Today the intersection of anthropology and design is a hot little field, the two go hand in hand it seems sharing the same obsession with humans and their objects and their information. Back then though it was a whole new world for me to become a designer, and after a quick detour through the bond trading floors of Wall Street, I set to work teaching myself the trade. Looking back it's clear I was just tackling the exact same problem from another angle. Design takes a far more pragmatic approach, it starts from the objects and works back and forth with the human side of things, but always ending up with a something as the result. Some of these things are more tangible than others, a hammer or a cellphone, as opposed to the bits of a website, the ink on paper of a poster or the light on a screen of motion graphics. But it's always a thing in the end (although recent events are threatening to change that.) Anthropology has always been about people first, the things are tools to learn more about the people.
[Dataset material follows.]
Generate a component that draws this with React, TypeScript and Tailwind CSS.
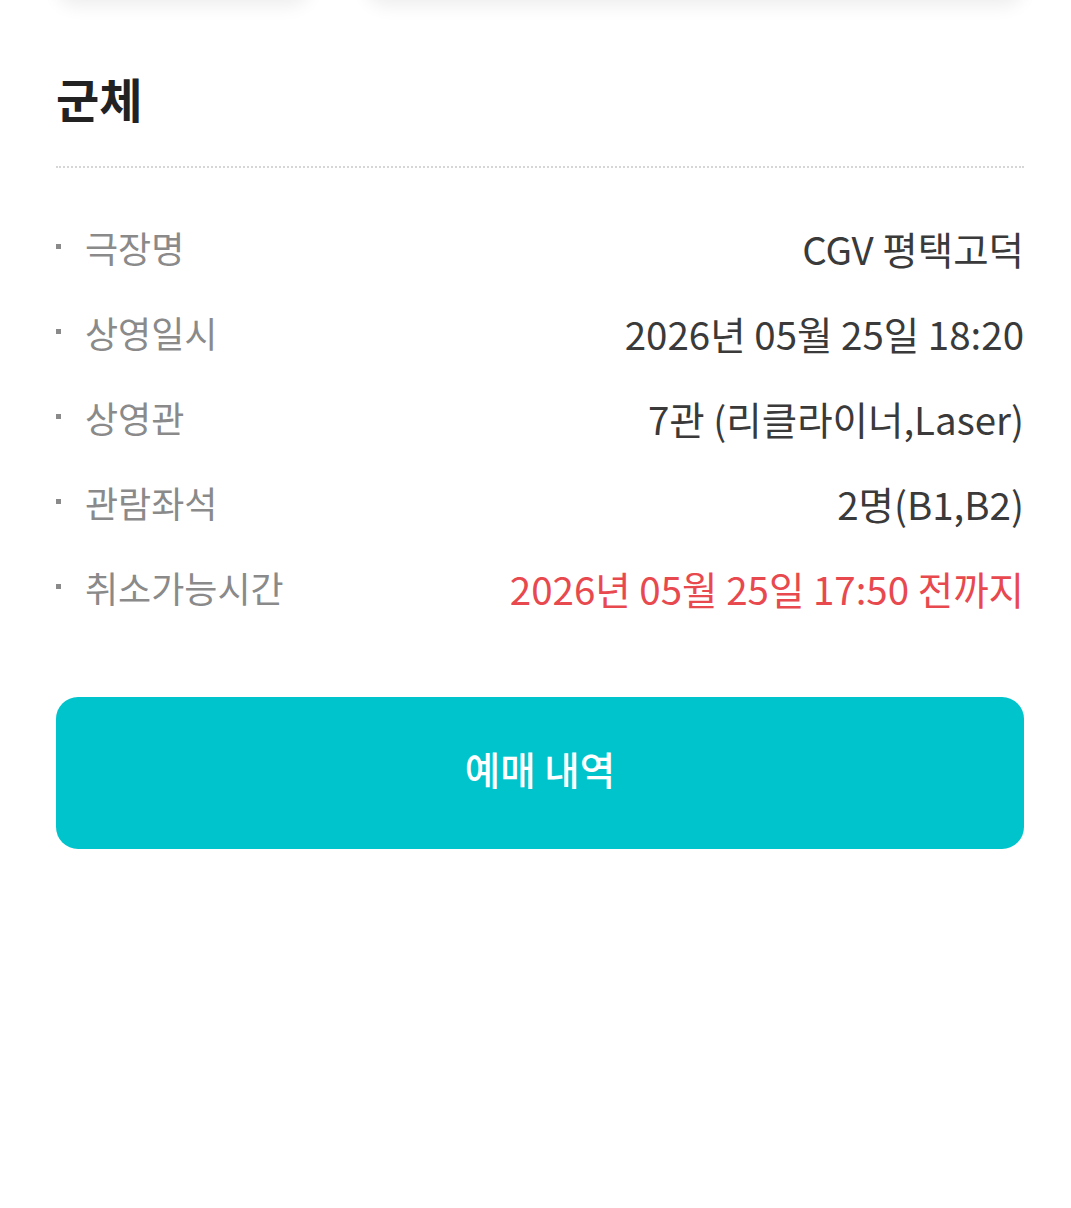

Economics isn't super concerned with either, but instead tends to focus on the movement between the two, the transactions that occur when people and objects meet in motion.

Transactions is a careful chosen word because it's always been a curious trait of neoclassical economics that while it's always about the movement of goods, services and wealth, it always wants to talk about them statically, in equilibrium. A nomad economics is about the movement, the connections, the circulation between humans and objects, money and information. Call it flow, to use an already overused yet under-appreciated term.

It is also at this point where design is moving ever so slightly closer to economics. In a move rather parallel to the way the "big five" accounting firms moved into consulting, leading design firms, IDEO and frog namely, are pushing towards the consulting business as well. "Design thinking" is the buzzword, but how and why its happening is I think a legitimate story. Consulting is a practice I like to think of as "pragmatic economics". It's concerned with the actual economy, with how firms are run, with how business gets done. Not with models and theories of economy, but with actual practice. And management consulting has for a long time been tightly interrelated with another site of pragmatic economics, accounting. A one point the "big eight" (at the time) accounting firms did just one thing, they came in and they audited the books, they ran the numbers from an outsiders perspective and then left. But coming in from the outside and looking at the numbers gives the account a rather remarkable perspective on how a business gets done. Being able see all the numbers of competing firms sure didn't hurt either, and it was only a matter of time before a significant amount of the accounting firms business came from consulting.

For a long time a designer's job was to make things. And when those things had pages or screens with was to organize information. Make the object, shape the information, cash the check and go. But to properly design a thing, to really do it right requires an intense understanding of the context. How does it get made? Who is the audience? What do they expect? How does it get sold? By whom? Where? Questions that sound a whole lot like economics. The questions might be similar but the approach is radically different. Design in this sense is moving towards another state of consulting, another state of pragmatic economics.

A nomad economics is in many senses a pragmatic economics as well, but it can not be limited solely to it. Instead it needs to reach towards the abstract, towards theory, but in doing so it must remain pragmatic. A pragmatic theory of economics, or better yet pragmatic theories of economics. It is in this space, where business practice meets anthropological understanding, meets the motion and transformation of materials and information that a nomad economics emerges from, evolves from, becomes cohesive. Accounting, anthropology, design, management consulting, materials in motion, information in circulation, this is where we begin, a nomad economics.